### Stated goal:
Check every line below for the word "React" and give only the number of lines where it appears.

### Dataset extract:
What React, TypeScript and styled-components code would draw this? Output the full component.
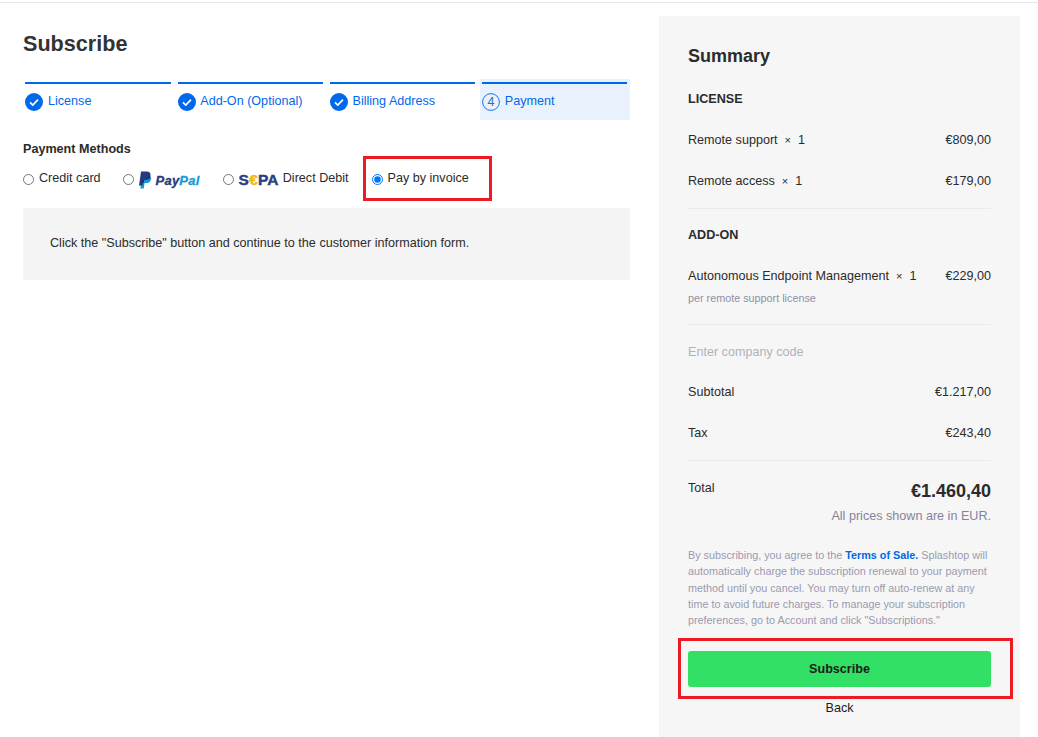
import React from 'react';
import styled, { createGlobalStyle } from 'styled-components';

const GlobalStyle = createGlobalStyle`
  html, body {
    margin: 0;
    padding: 0;
    background: #fff;
    overflow: hidden;
  }
  body {
    font-family: "Liberation Sans", Arial, sans-serif;
    font-size: 12.6px;
    color: #2b2b2b;
  }
`;

const BLUE = '#0068ea';

const TopRule = styled.div`
  height: 1px;
  margin-top: 2px;
  background: #e8e8e8;
`;

const Page = styled.div`
  display: flex;
  gap: 29px;
  padding: 13px 0 0 23px;
  height: 734px;
  box-sizing: border-box;
`;

const Main = styled.main`
  width: 607px;
  flex: none;
`;

const Title = styled.h1`
  margin: 0;
  padding-top: 15px;
  font-size: 21.6px;
  line-height: 25px;
  font-weight: 700;
  color: #333;
`;

const Steps = styled.ol`
  list-style: none;
  margin: 23px 0 0;
  padding: 0;
  display: grid;
  grid-template-columns: repeat(4, 1fr);
  gap: 2px;
`;

const Step = styled.li<{ $active?: boolean }>`
  height: 41px;
  box-sizing: border-box;
  padding: 3px 2.6px 0 2.4px;
  background: ${p => (p.$active ? '#e9f2fc' : 'transparent')};
`;

const StepInner = styled.div`
  height: 38px;
  box-sizing: border-box;
  border-top: 2px solid ${BLUE};
  display: flex;
  align-items: flex-start;
  gap: 4.6px;
  padding-top: 9px;
  color: ${BLUE};
  line-height: 14px;
`;

const StepLabel = styled.span`
  margin-top: 1px;
`;

const StepIcon = styled.svg`
  width: 18px;
  height: 18px;
  flex: none;
`;

const SectionLabel = styled.h2`
  margin: 22px 0 0;
  font-size: 12.6px;
  line-height: 15px;
  font-weight: 700;
  color: #2b2b2b;
`;

const Methods = styled.div`
  display: flex;
  align-items: center;
  gap: 22px;
  margin-top: 13px;
  height: 16px;
`;

const Method = styled.label<{ $shift?: number }>`
  position: relative;
  display: flex;
  align-items: center;
  line-height: 15px;
  white-space: nowrap;
  margin-left: ${p => p.$shift ?? 0}px;
`;

const Radio = styled.input.attrs({ type: 'radio', name: 'method', readOnly: true })`
  width: 11px;
  height: 11px;
  margin: 3px 5px 0 0;
  flex: none;
`;

const PayPalMark = styled.span`
  display: flex;
  align-items: center;
  gap: 4px;
  width: 62px;
`;

const PayPalWord = styled.span`
  font-size: 13px;
  line-height: 15px;
  margin-top: 4px;
  font-weight: 700;
  font-style: italic;
  color: #253b80;
  letter-spacing: 0.2px;
  -webkit-text-stroke: 0.3px #253b80;
  & > em {
    color: #179bd7;
    font-style: inherit;
    -webkit-text-stroke: 0.3px #179bd7;
  }
`;

const SepaMark = styled.span`
  font-size: 15.5px;
  line-height: 15px;
  margin: 3px 4px 0 0;
  font-weight: 700;
  color: #2a3d80;
  letter-spacing: 0.2px;
  -webkit-text-stroke: 0.4px #2a3d80;
  & > em {
    color: #f7b718;
    -webkit-text-stroke: 0.4px #f7b718;
    font-style: normal;
  }
`;

const Highlight = styled.span<{ $top: number; $right: number; $bottom: number; $left: number }>`
  position: absolute;
  top: ${p => p.$top}px;
  right: ${p => p.$right}px;
  bottom: ${p => p.$bottom}px;
  left: ${p => p.$left}px;
  border: 3px solid #ed1c24;
  pointer-events: none;
`;

const InfoBox = styled.div`
  margin-top: 22px;
  height: 72px;
  box-sizing: border-box;
  padding: 28px 27px 0;
  background: #f4f4f4;
  border-radius: 3px;
  line-height: 15px;
`;

const Panel = styled.aside`
  width: 361px;
  flex: none;
  box-sizing: border-box;
  padding: 0 29px;
  background: #f6f6f6;
`;

const PanelTitle = styled.h2`
  margin: 0;
  padding-top: 30px;
  font-size: 18px;
  line-height: 20px;
  font-weight: 700;
  color: #2b2b2b;
`;

const GroupLabel = styled.h3<{ $top: number }>`
  margin: ${p => p.$top}px 0 0;
  font-size: 12.6px;
  line-height: 15px;
  font-weight: 700;
  color: #2b2b2b;
`;

const Row = styled.div<{ $top: number }>`
  display: flex;
  justify-content: space-between;
  margin-top: ${p => p.$top}px;
  line-height: 15px;
`;

const Times = styled.span`
  margin: 0 7px 0 7px;
  font-size: 11px;
`;

const Note = styled.div`
  margin-top: 7px;
  font-size: 10.8px;
  line-height: 14px;
  color: #8f8fa6;
`;

const Divider = styled.hr<{ $top: number }>`
  border: 0;
  height: 1px;
  background: #ebebeb;
  margin: ${p => p.$top}px 0 0;
`;

const CompanyCode = styled.div`
  margin-top: 20px;
  line-height: 15px;
  color: #b1b1bd;
`;

const TotalRow = styled.div`
  display: flex;
  justify-content: space-between;
  align-items: flex-start;
  margin-top: 20px;
  line-height: 15px;
`;

const TotalPrice = styled.strong`
  font-size: 18px;
  line-height: 20px;
  color: #2b2b2b;
`;

const PriceNote = styled.div`
  margin-top: 8px;
  text-align: right;
  line-height: 15px;
  color: #8383a0;
`;

const Legal = styled.p`
  margin: 23px 0 0;
  font-size: 10.8px;
  line-height: 16.3px;
  color: #9a9aae;
  white-space: nowrap;
  & > a {
    color: ${BLUE};
    font-weight: 700;
    text-decoration: none;
  }
`;

const SubscribeWrap = styled.div`
  position: relative;
  margin-top: 23px;
`;

const SubscribeButton = styled.button`
  display: block;
  width: 100%;
  height: 36px;
  border: 0;
  border-radius: 3px;
  background: #33e066;
  font-family: inherit;
  font-size: 12.6px;
  font-weight: 700;
  color: #1b1b1b;
`;

const Back = styled.div`
  margin-top: 14px;
  text-align: center;
  line-height: 15px;
  color: #1b1b1b;
`;

const CheckIcon = () => (
  <StepIcon viewBox="0 0 18 18">
    <circle cx="9" cy="9" r="9" fill={BLUE} />
    <path d="M5 9.4l2.8 2.6L13 6.6" fill="none" stroke="#fff" strokeWidth="1.7" />
  </StepIcon>
);

const NumberIcon = ({ n }: { n: number }) => (
  <StepIcon viewBox="0 0 18 18">
    <circle cx="9" cy="9" r="8.4" fill="none" stroke={BLUE} strokeWidth="0.9" />
    <text x="9" y="13.4" textAnchor="middle" fontSize="12.6" fill="#3a6ea8" fontFamily="Liberation Sans">
      {n}
    </text>
  </StepIcon>
);

const PayPalIcon = () => (
  <svg width="13" height="18" viewBox="0 0 13 18" style={{ flex: 'none', marginTop: 3 }}>
    <path d="M3 4h5.2c2.6 0 4.4 1.4 4 3.9-.4 2.7-2.3 4.2-4.9 4.2H5.6L4.8 17.4H1.4z" fill="#179bd7" />
    <path d="M2 .6h5.6c2.8 0 4.3 1.5 3.9 4-.4 2.8-2.4 4.3-5 4.3H4.6l-1 5.6H0z" fill="#253b80" />
    <path d="M3.1 8.9h1.5c2.6 0 4.6-1.5 5-4.3l.1-.5c.9.5 1.4 1.2 1.5 2.3-.8 1.6-2.4 2.5-4.4 2.5H5.2l-.5 3H3.9z" fill="#222d65" />
  </svg>
);

const steps = ['License', 'Add-On (Optional)', 'Billing Address', 'Payment'];

const App: React.FC = () => {
  return (
    <>
      <GlobalStyle />
      <TopRule />
      <Page>
        <Main>
          <Title>Subscribe</Title>
          <Steps>
            {steps.map((label, i) => (
              <Step key={label} $active={i === 3}>
                <StepInner>
                  {i < 3 ? <CheckIcon /> : <NumberIcon n={i + 1} />}
                  <StepLabel>{label}</StepLabel>
                </StepInner>
              </Step>
            ))}
          </Steps>

          <SectionLabel>Payment Methods</SectionLabel>
          <Methods>
            <Method>
              <Radio />
              Credit card
            </Method>
            <Method>
              <Radio />
              <PayPalMark>
                <PayPalIcon />
                <PayPalWord>
                  Pay<em>Pal</em>
                </PayPalWord>
              </PayPalMark>
            </Method>
            <Method>
              <Radio />
              <SepaMark>
                S<em>€</em>PA
              </SepaMark>
              Direct Debit
            </Method>
            <Method $shift={1}>
              <Radio defaultChecked />
              Pay by invoice
              <Highlight $top={-15} $right={-23} $bottom={-15} $left={-9} />
            </Method>
          </Methods>

          <InfoBox>Click the "Subscribe" button and continue to the customer information form.</InfoBox>
        </Main>

        <Panel>
          <PanelTitle>Summary</PanelTitle>
          <GroupLabel $top={26}>LICENSE</GroupLabel>
          <Row $top={26}>
            <span>
              Remote support<Times>×</Times>1
            </span>
            <span>€809,00</span>
          </Row>
          <Row $top={26}>
            <span>
              Remote access<Times>×</Times>1
            </span>
            <span>€179,00</span>
          </Row>
          <Divider $top={19} />
          <GroupLabel $top={19}>ADD-ON</GroupLabel>
          <Row $top={26}>
            <span>
              Autonomous Endpoint Management<Times>×</Times>1
            </span>
            <span>€229,00</span>
          </Row>
          <Note>per remote support license</Note>
          <Divider $top={19} />
          <CompanyCode>Enter company code</CompanyCode>
          <Row $top={25}>
            <span>Subtotal</span>
            <span>€1.217,00</span>
          </Row>
          <Row $top={26}>
            <span>Tax</span>
            <span>€243,40</span>
          </Row>
          <Divider $top={19} />
          <TotalRow>
            <span>Total</span>
            <TotalPrice>€1.460,40</TotalPrice>
          </TotalRow>
          <PriceNote>All prices shown are in EUR.</PriceNote>
          <Legal>
            By subscribing, you agree to the <a href="#terms">Terms of Sale.</a> Splashtop will
            <br />
            automatically charge the subscription renewal to your payment
            <br />
            method until you cancel. You may turn off auto-renew at any
            <br />
            time to avoid future charges. To manage your subscription
            <br />
            preferences, go to Account and click "Subscriptions."
          </Legal>
          <SubscribeWrap>
            <SubscribeButton>Subscribe</SubscribeButton>
            <Highlight $top={-13} $right={-22} $bottom={-12} $left={-10} />
          </SubscribeWrap>
          <Back>Back</Back>
        </Panel>
      </Page>
    </>
  );
};

export default App;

### The response:
3